### JOB
Return the listing below unchanged, minus its pictures.

◇ ◇ ◇

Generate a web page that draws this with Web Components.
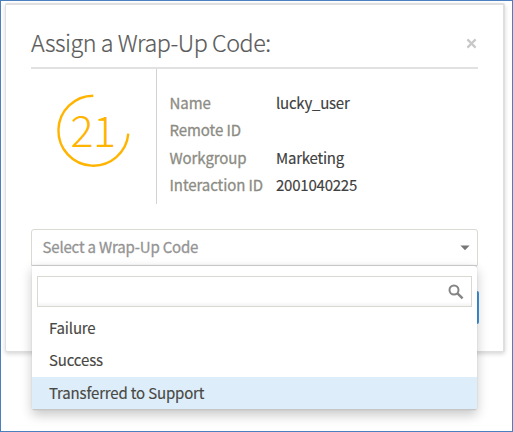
<!DOCTYPE html>
<html lang="en">
<head>
<meta charset="utf-8">
<title>Assign a Wrap-Up Code</title>
<style>
html, body { margin: 0; height: 100%; }
body { font-family: "Noto Sans CJK SC", "Open Sans", sans-serif; font-size: 15px; color: #4c4c4c; background: #fff; overflow: hidden; }
</style>
</head>
<body>
<app-frame>
  <wrap-dialog heading="Assign a Wrap-Up Code:">
    <count-ring slot="timer" value="21"></count-ring>
    <detail-row slot="details" label="Name">lucky_user</detail-row>
    <detail-row slot="details" label="Remote ID"></detail-row>
    <detail-row slot="details" label="Workgroup">Marketing</detail-row>
    <detail-row slot="details" label="Interaction ID">2001040225</detail-row>
    <code-select slot="field" placeholder="Select a Wrap-Up Code">
      <code-option>Failure</code-option>
      <code-option>Success</code-option>
      <code-option selected>Transferred to Support</code-option>
    </code-select>
  </wrap-dialog>
</app-frame>
<script>
const define = (name, html, setup) => customElements.define(name, class extends HTMLElement {
  connectedCallback() {
    if (this.shadowRoot) return;
    const root = this.attachShadow({ mode: 'open' });
    root.innerHTML = html;
    if (setup) setup(this, root);
  }
});

define('app-frame', `
<style>
:host { display: block; box-sizing: border-box; width: 513px; height: 432px; border: 1px solid #4a80bd; padding: 2px 8px 0 4px; background: #fff; }
</style><slot></slot>`);

define('wrap-dialog', `
<style>
:host { display: block; box-sizing: border-box; width: 500px; height: 349px; border: 1px solid #dfdfdf; border-width: 2px 2px 1px 1px; border-radius: 2px; padding: 0 25px; background: #fff; box-shadow: 0 2px 4px rgba(0,0,0,.16); position: relative; }
header { display: flex; justify-content: space-between; align-items: center; height: 62px; border-bottom: 2px solid #e1e1e1; }
h1 { margin: 12px 0 0; font-size: 23.3px; line-height: 36px; font-weight: 300; letter-spacing: -.48px; color: #5a5a5a; -webkit-text-stroke: .2px; white-space: nowrap; }
header svg { margin: 14px 1px 0 0; }
.info { display: flex; height: 135px; }
.timer { width: 126px; border-right: 1px solid #d2d2d2; display: flex; padding: 24px 0 0 24px; box-sizing: border-box; }
.details { padding: 20px 0 0 12.5px; }
.field { display: block; margin-top: 25px; }
.submit { position: absolute; right: 24px; top: 286px; width: 90px; height: 33px; border-radius: 2px; background: #3f93dc; }
</style>
<header><h1></h1><svg width="11" height="11" viewBox="0 0 11 11"><path d="M1.4 1.4l8.2 8.2M9.6 1.4L1.4 9.6" stroke="#c8c8c8" stroke-width="2.2" fill="none"/></svg></header>
<div class="info"><div class="timer"><slot name="timer"></slot></div><div class="details"><slot name="details"></slot></div></div>
<div class="submit"></div>
<div class="field"><slot name="field"></slot></div>`,
(el, r) => { r.querySelector('h1').textContent = el.getAttribute('heading'); });

define('count-ring', `
<style>
:host { display: grid; width: 76px; height: 76px; color: #ffb400; }
svg, span { grid-area: 1 / 1; }
span { font-size: 43px; line-height: 70px; font-weight: 300; text-align: center; letter-spacing: -.6px; }
</style>
<svg width="76" height="76" viewBox="0 0 76 76"><path d="M38.3 2.7A35 35 0 1 0 73.3 40.7" fill="none" stroke="currentColor" stroke-width="2.4"/></svg>
<span></span>`,
(el, r) => { r.querySelector('span').textContent = el.getAttribute('value'); });

define('detail-row', `
<style>
:host { display: grid; grid-template-columns: 106.5px auto; height: 27.4px; line-height: 27px; white-space: nowrap; color: #404040; letter-spacing: -.22px; -webkit-text-stroke: .15px; }
.label { color: #8c8c84; letter-spacing: -.08px; -webkit-text-stroke: .3px; }
</style>
<span class="label"></span><span><slot></slot></span>`,
(el, r) => { r.querySelector('.label').textContent = el.getAttribute('label'); });

define('code-select', `
<style>
:host { display: block; position: relative; }
.box { display: flex; justify-content: space-between; align-items: center; box-sizing: border-box; height: 37px; border: 1px solid #dadad4; border-radius: 3px 3px 0 0; padding: 0 7px 0 10.5px; background: #fff; color: #949494; letter-spacing: -.18px; line-height: 33px; }
.box span { margin-bottom: 2px; -webkit-text-stroke: .3px; }
.box svg { margin: 1px 0 0; }
.menu { position: absolute; left: 1px; right: 1px; top: 36px; height: 145px; box-sizing: border-box; padding: 10px 0 0; background: #fff; border: 1px solid #c6c6c6; border-width: 1px 0 1px; border-radius: 0 3px 3px 3px; box-shadow: 0 0 1px 0 rgba(0,0,0,.25), 0 5px 12px rgba(0,0,0,.22); }
.search { display: flex; justify-content: flex-end; align-items: center; box-sizing: border-box; height: 31px; margin: 0 5px 5px 5px; padding-right: 7px; border: 1px solid #d9d9d1; background: linear-gradient(#fff 85%, #f3f3f3); }
</style>
<div class="box"><span></span><svg width="10" height="6" viewBox="0 0 10 6"><path d="M.4.5h9.2L5 5.3z" fill="#777"/></svg></div>
<div class="menu"><div class="search"><svg width="16" height="16" viewBox="0 0 16 16" fill="none" stroke="#858585"><circle cx="6" cy="6" r="4.5" stroke-width="2"/><path d="M9.2 9.2l5.4 5.2" stroke-width="2.5"/></svg></div><slot></slot></div>`,
(el, r) => { r.querySelector('span').textContent = el.getAttribute('placeholder'); });

define('code-option', `
<style>
:host { display: block; height: 32.4px; line-height: 32.4px; padding-left: 17px; color: #484844; letter-spacing: -.16px; -webkit-text-stroke: .15px; }
:host([selected]) { background: #ddeefa; }
</style><slot></slot>`);
</script>
</body>
</html>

◇ ◇ ◇

### REPLY
Generate a web page that draws this with Web Components.
<!DOCTYPE html>
<html lang="en">
<head>
<meta charset="utf-8">
<title>Assign a Wrap-Up Code</title>
<style>
html, body { margin: 0; height: 100%; }
body { font-family: "Noto Sans CJK SC", "Open Sans", sans-serif; font-size: 15px; color: #4c4c4c; background: #fff; overflow: hidden; }
</style>
</head>
<body>
<app-frame>
  <wrap-dialog heading="Assign a Wrap-Up Code:">
    <count-ring slot="timer" value="21"></count-ring>
    <detail-row slot="details" label="Name">lucky_user</detail-row>
    <detail-row slot="details" label="Remote ID"></detail-row>
    <detail-row slot="details" label="Workgroup">Marketing</detail-row>
    <detail-row slot="details" label="Interaction ID">2001040225</detail-row>
    <code-select slot="field" placeholder="Select a Wrap-Up Code">
      <code-option>Failure</code-option>
      <code-option>Success</code-option>
      <code-option selected>Transferred to Support</code-option>
    </code-select>
  </wrap-dialog>
</app-frame>
<script>
const define = (name, html, setup) => customElements.define(name, class extends HTMLElement {
  connectedCallback() {
    if (this.shadowRoot) return;
    const root = this.attachShadow({ mode: 'open' });
    root.innerHTML = html;
    if (setup) setup(this, root);
  }
});

define('app-frame', `
<style>
:host { display: block; box-sizing: border-box; width: 513px; height: 432px; border: 1px solid #4a80bd; padding: 2px 8px 0 4px; background: #fff; }
</style><slot></slot>`);

define('wrap-dialog', `
<style>
:host { display: block; box-sizing: border-box; width: 500px; height: 349px; border: 1px solid #dfdfdf; border-width: 2px 2px 1px 1px; border-radius: 2px; padding: 0 25px; background: #fff; box-shadow: 0 2px 4px rgba(0,0,0,.16); position: relative; }
header { display: flex; justify-content: space-between; align-items: center; height: 62px; border-bottom: 2px solid #e1e1e1; }
h1 { margin: 12px 0 0; font-size: 23.3px; line-height: 36px; font-weight: 300; letter-spacing: -.48px; color: #5a5a5a; -webkit-text-stroke: .2px; white-space: nowrap; }
header svg { margin: 14px 1px 0 0; }
.info { display: flex; height: 135px; }
.timer { width: 126px; border-right: 1px solid #d2d2d2; display: flex; padding: 24px 0 0 24px; box-sizing: border-box; }
.details { padding: 20px 0 0 12.5px; }
.field { display: block; margin-top: 25px; }
.submit { position: absolute; right: 24px; top: 286px; width: 90px; height: 33px; border-radius: 2px; background: #3f93dc; }
</style>
<header><h1></h1><svg width="11" height="11" viewBox="0 0 11 11"><path d="M1.4 1.4l8.2 8.2M9.6 1.4L1.4 9.6" stroke="#c8c8c8" stroke-width="2.2" fill="none"/></svg></header>
<div class="info"><div class="timer"><slot name="timer"></slot></div><div class="details"><slot name="details"></slot></div></div>
<div class="submit"></div>
<div class="field"><slot name="field"></slot></div>`,
(el, r) => { r.querySelector('h1').textContent = el.getAttribute('heading'); });

define('count-ring', `
<style>
:host { display: grid; width: 76px; height: 76px; color: #ffb400; }
svg, span { grid-area: 1 / 1; }
span { font-size: 43px; line-height: 70px; font-weight: 300; text-align: center; letter-spacing: -.6px; }
</style>
<svg width="76" height="76" viewBox="0 0 76 76"><path d="M38.3 2.7A35 35 0 1 0 73.3 40.7" fill="none" stroke="currentColor" stroke-width="2.4"/></svg>
<span></span>`,
(el, r) => { r.querySelector('span').textContent = el.getAttribute('value'); });

define('detail-row', `
<style>
:host { display: grid; grid-template-columns: 106.5px auto; height: 27.4px; line-height: 27px; white-space: nowrap; color: #404040; letter-spacing: -.22px; -webkit-text-stroke: .15px; }
.label { color: #8c8c84; letter-spacing: -.08px; -webkit-text-stroke: .3px; }
</style>
<span class="label"></span><span><slot></slot></span>`,
(el, r) => { r.querySelector('.label').textContent = el.getAttribute('label'); });

define('code-select', `
<style>
:host { display: block; position: relative; }
.box { display: flex; justify-content: space-between; align-items: center; box-sizing: border-box; height: 37px; border: 1px solid #dadad4; border-radius: 3px 3px 0 0; padding: 0 7px 0 10.5px; background: #fff; color: #949494; letter-spacing: -.18px; line-height: 33px; }
.box span { margin-bottom: 2px; -webkit-text-stroke: .3px; }
.box svg { margin: 1px 0 0; }
.menu { position: absolute; left: 1px; right: 1px; top: 36px; height: 145px; box-sizing: border-box; padding: 10px 0 0; background: #fff; border: 1px solid #c6c6c6; border-width: 1px 0 1px; border-radius: 0 3px 3px 3px; box-shadow: 0 0 1px 0 rgba(0,0,0,.25), 0 5px 12px rgba(0,0,0,.22); }
.search { display: flex; justify-content: flex-end; align-items: center; box-sizing: border-box; height: 31px; margin: 0 5px 5px 5px; padding-right: 7px; border: 1px solid #d9d9d1; background: linear-gradient(#fff 85%, #f3f3f3); }
</style>
<div class="box"><span></span><svg width="10" height="6" viewBox="0 0 10 6"><path d="M.4.5h9.2L5 5.3z" fill="#777"/></svg></div>
<div class="menu"><div class="search"><svg width="16" height="16" viewBox="0 0 16 16" fill="none" stroke="#858585"><circle cx="6" cy="6" r="4.5" stroke-width="2"/><path d="M9.2 9.2l5.4 5.2" stroke-width="2.5"/></svg></div><slot></slot></div>`,
(el, r) => { r.querySelector('span').textContent = el.getAttribute('placeholder'); });

define('code-option', `
<style>
:host { display: block; height: 32.4px; line-height: 32.4px; padding-left: 17px; color: #484844; letter-spacing: -.16px; -webkit-text-stroke: .15px; }
:host([selected]) { background: #ddeefa; }
</style><slot></slot>`);
</script>
</body>
</html>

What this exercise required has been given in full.